Como Aquilino no era de los que ponía una vela a Dios y otra al Diablo, en alguna ocasión y no sin pesar hube de censurar afirmaciones suyas sobre, por ejemplo, el rey Juan Carlos que de haberse publicado habrían suscitado el interés profesional de la Fiscalía, pues sobrepasaban con mucho los límites a la libertad de expresión fijados en el Código Penal. Ya no recuerdo si le consulté los cortes y él los admitió de buen grado o si tomé la decisión sin consultarle: sí creo saber que nunca salió de su boca el más leve reproche.

Fui feliz...

Diría que tuvo una vida buena. En su poema ‘Curriculum vitae’ escribió: “Fui feliz en los bancos de la escuela, / feliz en el cuartel y en el colegio, / y en aquellos veranos sin más agua / que la del pozo aquel del patio. (…) Fue azul mi vida como el mar, / blanca como la nieve, / y tuve, cómo no, mis horas bajas, / de ésas que abren en el alma el surco, / difícil de llenar, de los remordimientos”.

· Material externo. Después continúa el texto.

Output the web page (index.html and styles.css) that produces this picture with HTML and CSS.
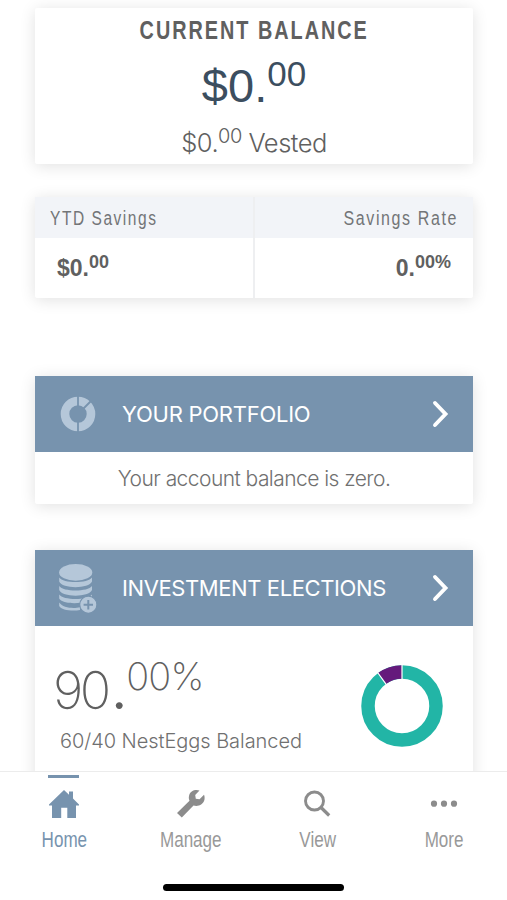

Desde el sábado 18 de septiembre, Aquilino sabe algo que los demás quizá no sabemos. Quiero pensar que no le habría disgustado que en su epitafio figurara esta despedida del monje sirio Juan Mosco, escrita hacia el siglo VII después de Cristo: “Ha pasado a la vida que no conoce la turbación ni el oleaje”. Descanse en paz el escritor y caballero Aquilino Duque Gimeno.